My Hearts/Earth yearning road.

In de midst of all the turmoil, all the chaos and all the little upsets in my life….I really needed a center of tranquility. My center of the Heart is my center of peace…were I can sit in silence and ponder, where the ripples flounders gently outside and stir the Ego mind in a gently way…to flow easily. I feel like the lighthouse, staying vast and sturdy in a wild sea and shining my light to the ones who feel lost and guide them to a save haven.

I know I have a contract to stay through these wild and amazing , but yet difficult times. At times I wish the end of it all and at times I reclaim what is rightful and want to hold on and not give in. But the person I once was, is no more. When I look into the past, it feels I don’t have a connection to it anymore. Even though it is a part of me, I just look at it as if I was on the sideline. Don’t you feel the energies coming through, that forces you to look at things. It is funny that now in a time of transition, I would think I would get a lot of stuff that happened to me through the years, bad stuff, would come to me to clear. None of that stuff, it seems to only bring up joyful memories, memories I had forgotten. And I wonder if it shows me  that the road to Ascension doesn’t have to be paved with hurtful memories, and that, if we choose, can let go of them and hold on to only positive, loving memories.

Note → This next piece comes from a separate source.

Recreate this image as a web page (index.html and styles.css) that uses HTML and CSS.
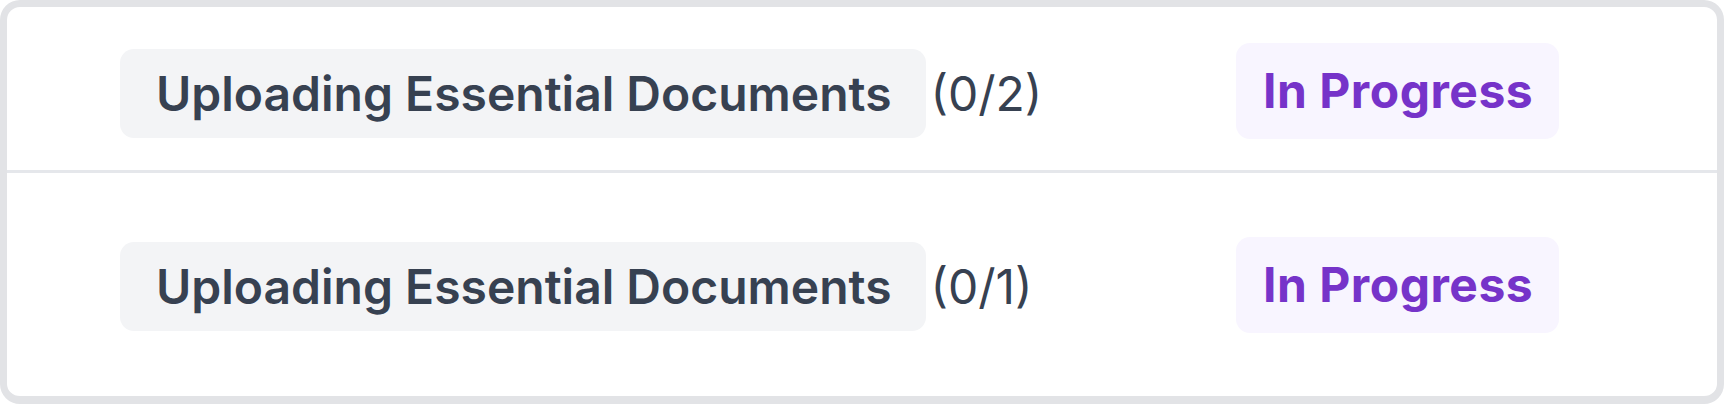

My heart yearns to a world where my heart would follow the birds, who lift up to golden sky, or captivating by the early morning feelings when a forest comes to life through the foggy curtain. Where the sun uplifts a shinning snowy peak of a mountain and where everything is in tranquil harmony. It seems that it is harder to stay in this 3D world, the world of competition, hate, backstabbing, fear, chaos, gossip…all the negative feelings that are blanketing my heart. Don’t you feel the yearning of a world where Love flows like a golden waterfall and everyone is ONE with each other? But I am not lingering on for longer. I have to think with my hearts desire and find that way that was meant to be.

Let’s create a new world, a new world of Love. Let’s think h(e)ar(t)d everyday what we would change in the world, what would help, what would do. Envision your hearts desire. My heart desire is of world filled with magic and joy. Where I can go sit on a mountain top and oversee and truly feel the beauty of the landscape beneath me, a connection with all that live, the trees, the animals, the air……It goes through your heart and makes you spark inside. A world were there is no hunger, no strive, no crime, no deceit and no lies.

I have a question for you, what do you hearts envision for our Earth (Heart)?